- North American DVD cover

ロックマン 星に願いを (Rokkuman Hoshi ni Negai o)
- Genre: Action, adventure, comedy, educational, science fantasy
- Directed by: Katsumi Minoguchi Naoyoshi Kusaka (1)
- Produced by: Makoto Asabuki Kenzo Tsujimoto Akio Sakai Toshiko Yamazaki Toshihiko Satō
- Written by: Akira Okeya
- Music by: Kaoru Ōhori
- Studio: Ashi Productions
- Licensed by: NA: ADV Films;
- Released: September 20, 2002
- Runtime: 30 minutes
- Episodes: 3

= Mega Man: Upon a Star =

2002 original video animation anime series based on Mega Man

Mega Man: Upon a Star, known in Japan as Rockman: Hoshi ni Negai o (ロックマン 星に願いを), is a Japanese anime original video animation (OVA) series based on the Capcom video game franchise Mega Man. Produced by Universal Multimedia Entertainment, Capcom, and Ashi Productions, who also worked on the 1994 American Mega Man cartoon, and presented by the Japan Center for Intercultural Communications, it serves as a series of educational shorts about the culture of Japan. Produced around 1993 to 1994, the OVA was unreleased to home media up until a Japanese DVD release by Capcom on September 20, 2002. This was followed by a North American release by ADV Films on January 4, 2005, which switched the order of episodes 1 and 2 from the Japanese release. It loosely adapts the events of Mega Man 5 (1992), along with original story elements.

== Plot ==
In the early 1990s, Yuuta Kobayashi is a Japanese boy who plays the game Mega Man 5, but forgets to turn off his console before going to bed. This allows Mega Man, along with his friends and foes, to exit the "video game world", arriving in Japan in the "real world". As Dr.

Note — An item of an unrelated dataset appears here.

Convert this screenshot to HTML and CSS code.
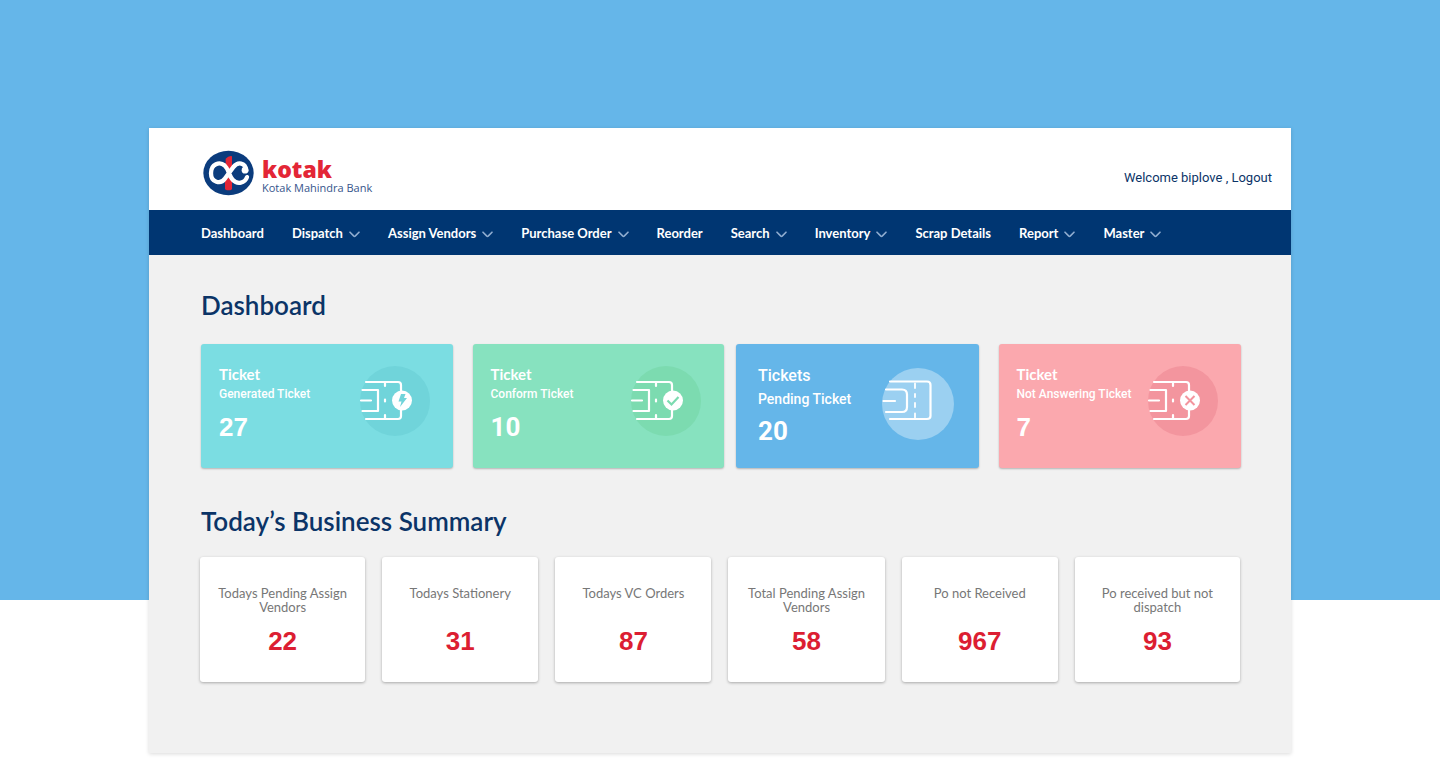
FILE: index.html
```html
<!DOCTYPE html>
<html lang="en">
<head>
<meta charset="utf-8">
<meta name="viewport" content="width=device-width, initial-scale=1">
<title>Dashboard</title>
<link rel="stylesheet" href="styles.css">
</head>
<body>
<svg class="defs" aria-hidden="true">
  <symbol id="chevron" viewBox="0 0 11 7"><path d="M1 1.2 L4.6 4.9 Q5.5 5.7 6.4 4.9 L10 1.2" fill="none" stroke="currentColor" stroke-width="1.600" stroke-linecap="round"/></symbol>
  <symbol id="ticket" viewBox="0 0 72 72">
    <g fill="none" stroke="#fff" stroke-width="2.2" stroke-linecap="round" stroke-linejoin="round">
      <path d="M7 17H39Q42 17 42 20V51Q42 54 39 54H7M3.5 25H19V46H3.5M2 35.500H12M26 17.500V21M26 34.500V36.500M26 50V53.500"/>
    </g>
    <circle cx="43" cy="35.500" r="10" fill="#fff"/>
  </symbol>
</svg>
<div class="page">
  <div class="panel">
    <header class="header">
      <a class="brand" href="#">
        <svg class="brand-mark" viewBox="0 0 153 135" aria-hidden="true">
          <ellipse cx="76.500" cy="67.500" rx="75.500" ry="66.500" fill="#0b3c7d"/>
          <path d="M68 25Q77 15 87 17V59H68ZM66 80H87V116Q77 123 66 116Z" fill="#e32636"/>
          <path d="M130 60C127 35 104 33 91 50L66 84C53 103 24 96 24 68C24 40 50 32 65 45C78 57 77 75 89 88C103 103 126 98 132 80" fill="none" stroke="#fff" stroke-width="13" stroke-linecap="round"/>
          <circle cx="126" cy="59" r="10" fill="#fff"/>
        </svg>
        <span class="brand-text"><strong class="brand-name">kotak</strong><span class="brand-sub">Kotak Mahindra Bank</span></span>
      </a>
      <p class="account">Welcome biplove , <a href="#">Logout</a></p>
    </header>
    <nav class="nav">
      <a href="#">Dashboard</a>
      <a href="#">Dispatch<svg><use href="#chevron"/></svg></a>
      <a href="#">Assign Vendors<svg><use href="#chevron"/></svg></a>
      <a href="#">Purchase Order<svg><use href="#chevron"/></svg></a>
      <a href="#">Reorder</a>
      <a href="#">Search<svg><use href="#chevron"/></svg></a>
      <a href="#">Inventory<svg><use href="#chevron"/></svg></a>
      <a href="#">Scrap Details</a>
      <a href="#">Report<svg><use href="#chevron"/></svg></a>
      <a href="#">Master<svg><use href="#chevron"/></svg></a>
    </nav>
    <main class="main">
      <h1>Dashboard</h1>
      <div class="tickets">
        <div class="pair pair-wide">
          <section class="ticket teal">
            <div><h2>Ticket</h2><p>Generated Ticket</p><strong>27</strong></div>
            <svg class="ticket-icon" viewBox="0 0 72 72"><circle cx="36" cy="36" r="35" fill="#70d4da"/><use href="#ticket"/><path d="M42 29H46.500L45 33H48L41 42L42.500 36.500H39.500Z" fill="#70d4da"/></svg>
          </section>
          <section class="ticket green">
            <div><h2>Ticket</h2><p>Conform Ticket</p><strong class="roboto">10</strong></div>
            <svg class="ticket-icon" viewBox="0 0 72 72"><circle cx="36" cy="36" r="35" fill="#7cdbb0"/><use href="#ticket"/><path d="M37.500 35.500L41.500 39.500L48.500 32" fill="none" stroke="#7cdbb0" stroke-width="2.200"/></svg>
          </section>
        </div>
        <div class="pair pair-narrow">
          <section class="ticket blue">
            <div><h2>Tickets</h2><p>Pending Ticket</p><strong class="roboto">20</strong></div>
            <svg class="ticket-icon" viewBox="0 0 72 72"><circle cx="36" cy="36" r="36" fill="#9bd0f1"/><g fill="none" stroke="#fff" stroke-width="2.200" stroke-linecap="round"><path d="M8 13.500H45Q48.500 13.500 48.500 17V48Q48.500 51 45 51H8M4 21.500H20Q25 21.500 25 26.500V39Q25 44 20 44H4M1.500 33H13"/><path d="M33 15.500V20M33 26V29M33 35V39M33 45.500V49.500" stroke-width="1.800"/></g></svg>
          </section>
          <section class="ticket pink">
            <div><h2>Ticket</h2><p>Not Answering Ticket</p><strong>7</strong></div>
            <svg class="ticket-icon" viewBox="0 0 72 72"><circle cx="36" cy="36" r="35" fill="#f3959e"/><use href="#ticket"/><path d="M38.500 31L47.500 40M47.500 31L38.500 40" stroke="#f3959e" stroke-width="2"/></svg>
          </section>
        </div>
      </div>
      <h1>Today’s Business Summary</h1>
      <div class="summary">
        <section><h3>Todays Pending Assign Vendors</h3><strong>22</strong></section>
        <section><h3>Todays Stationery</h3><strong>31</strong></section>
        <section><h3>Todays VC Orders</h3><strong>87</strong></section>
        <section><h3>Total Pending Assign Vendors</h3><strong>58</strong></section>
        <section><h3>Po not Received</h3><strong>967</strong></section>
        <section><h3>Po received but not dispatch</h3><strong>93</strong></section>
      </div>
    </main>
  </div>
</div>
</body>
</html>
```
FILE: styles.css
```css
* { box-sizing: border-box; }
body { margin: 0; background: #fff; font-family: Lato, sans-serif; }
h1, h2, h3, p { margin: 0; }
a { color: inherit; text-decoration: none; }
.defs { display: none; }
.page { padding: 128px 149px 5px; background: linear-gradient(#65b6e9, #65b6e9) 0 0 / 100% 600px no-repeat; }
.panel { background: #f1f1f1; box-shadow: 0 1px 4px rgba(0, 0, 0, .15); }
.header { display: flex; justify-content: space-between; padding: 22px 19px 14px 54px; background: #fff; }
.brand { display: flex; gap: 8px; }
.brand-mark { width: 51px; height: 46px; }
.brand-text { display: flex; flex-direction: column; padding-top: 8px; font-family: "Open Sans", sans-serif; }
.brand-name { color: #e32636; font-size: 23px; font-weight: 800; line-height: 22px; }
.brand-sub { color: #36558c; font-size: 11px; line-height: 15px; }
.account { padding-top: 20px; color: #0b3467; font-family: Roboto, sans-serif; font-size: 13px; line-height: 16px; }
.nav { display: flex; align-items: center; gap: 28px; min-height: 45px; padding: 0 52px; background: #003672; color: #fff; font-size: 13px; font-weight: 700; line-height: 16px; }
.nav a { display: flex; align-items: center; gap: 6px; white-space: nowrap; }
.nav svg { width: 11px; height: 7px; margin-top: 3px; color: #8fadd0; }
.main { padding: 33px 51px 71px; }
h1 { padding-left: 1px; color: #0b3467; font-size: 26px; font-weight: 600; line-height: 34px; }
.tickets { display: flex; gap: 12px; margin: 22px -1px 36px 1px; }
.pair { display: grid; grid-template-columns: 1fr 1fr; gap: 20px; }
.pair-wide { flex: 523 1 0; }
.pair-narrow { flex: 505 1 0; }
.ticket { display: flex; justify-content: space-between; min-height: 124px; padding: 21px 22px 18px 18px; border-radius: 3px; color: #fff; box-shadow: 0 1px 2px rgba(0, 0, 0, .25); }
.teal { background: #7bdde2; }
.green { background: #87e2bf; }
.blue { background: #65b6e9; }
.pink { background: #fba8ae; }
.ticket h2 { font-size: 15px; font-weight: 700; line-height: 18px; }
.ticket p { font-family: Roboto, sans-serif; font-size: 12px; font-weight: 500; line-height: 22px; white-space: nowrap; }
.ticket strong { display: block; padding-top: 7px; font-family: "Liberation Sans", Arial, sans-serif; font-size: 26px; line-height: 30px; }
.ticket .roboto { font-family: Roboto, sans-serif; }
.ticket-icon { flex: none; width: 72px; height: 72px; }
.ticket.blue { padding: 22px 25px 18px 22px; }
.ticket.blue h2 { font: 500 16px/20px Roboto, sans-serif; }
.blue p { padding-top: 1px; font-size: 14px; line-height: 24px; }
.ticket.blue strong { padding-top: 5px; }
.blue .ticket-icon { margin-top: 2px; }
.summary { display: grid; grid-template-columns: 165fr 156fr 156fr 156fr 156fr 165fr; gap: 17px; margin-top: 19px; }
.summary section { min-height: 125px; padding: 29px 14px 20px; border-radius: 3px; background: #fff; box-shadow: 0 1px 3px rgba(0, 0, 0, .3); text-align: center; }
.summary h3 { min-height: 28px; color: #777; font-size: 13px; font-weight: 400; line-height: 14px; }
.summary strong { display: block; margin-top: 12px; color: #dc1e32; font-family: "Liberation Sans", Arial, sans-serif; font-size: 26px; line-height: 30px; }
```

Wily attempts to conquer the real world, Mega Man teams up with the Kobayashi family to search for Dr. Wily, eventually finding him at an amusement park after Yuuta's father takes him to Tokyo. Dr. Wily orders the robots in a giant machine called Samurai Man; though Mega Man defeats it by Charge Kicking a football, Dr. Wily escapes. Yuuta summons Eddie to replenish Mega Man's energy before leaving with him and Rush to search Tokyo for Dr. Wily. Along the way, Mega Man learns about Japanese culture and customs, including the Japanese New Year, Setsubun, Hinamatsuri, and Children's Day. Eventually, they discover that Dr. Wily built a secret base inside Mount Fuji and used the volcanic energy to create Lava Man. Yuuta's sister Akane summons Proto Man and Beat to help Mega Man; while they confront the lava robots, Mega Man breaks into Wily's lab and defeats his Robot Masters. Though Wily flees in a rocket, Proto Man diverts his rocket to go back into Yuuta's video game; after celebrating Wily's defeat, the characters return to the game.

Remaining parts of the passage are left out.